Johnson knows that a garden can easily become “an axe for your own neck”.

“Be careful of this,” she advised.

“The garden of Edendale is laid back for most of the year. I do not spray, fertilise or prune my roses.”

Rather, she companion-plants using herbs and trap plants such as nasturtiums to keep the baddies at bay.

She is also a bee keeper, so she is more aware of what is flowering as a food source than how neat and tidy the garden is.

“Weeds are also flowers and the bees feed on them too.”

The house is filled with flowers Johnson picks daily, arranging them in vessels and vases all over their home.

Rosy Regards (@rosyregards on Instagram) is a business she developed to further share the beauty of the gorgeous antique blooms she photographs for printing on greetings cards, tags and prints with those who do not have the privilege to grow and smell them, extending their fragrance in the handmade oil soaps.

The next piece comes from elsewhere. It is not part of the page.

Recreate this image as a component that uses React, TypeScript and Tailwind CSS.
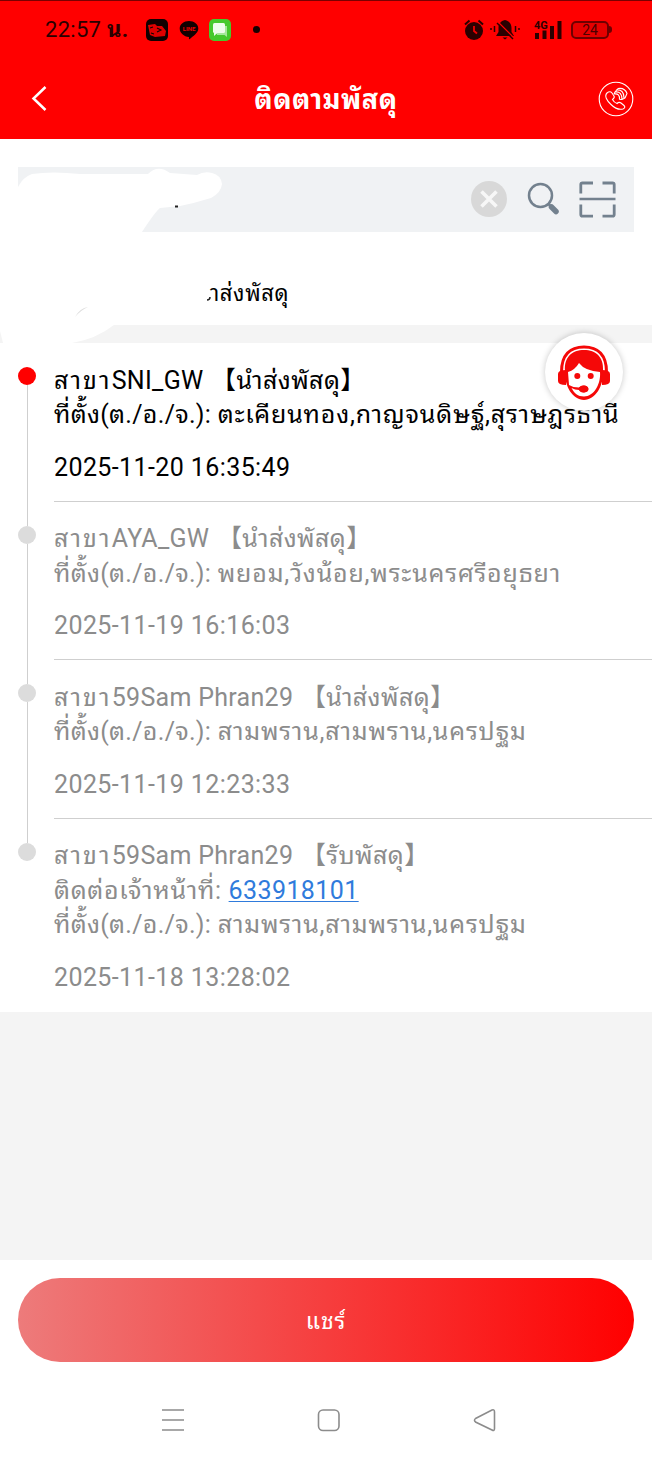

“I know my rose photography is inspired as I have no formal training in photography.”

The product range now includes table cloths, napkins, tea towels, aprons and bowl covers.

The idea for this outlet stems from her parents who instilled in Johnson a passion for creativity and entrepreneurship.

“Nine years ago, my dad — a talented artist — who paints under the signature RD McKenzie, nudged me out of my comfort zone, inviting me to join him at the 2016 National Arts Festival. 

“With a deadline looming and a collection of images ready, I printed my first range of cards.

“My mother, Fay McKenzie, a skilled gardener, cook, caterer and florist, taught me the value of self-sufficiency and generating my own income.”

For the last 20 years, Johnson and her business partner, interior decorator Lea Davies, have “choreographed” a few destination weddings a year centred on the love of flowers and foraging for unusual bits and pieces from their respective environments.

Their partnership is an ideal mix with their backgrounds in gardening, décor and styling.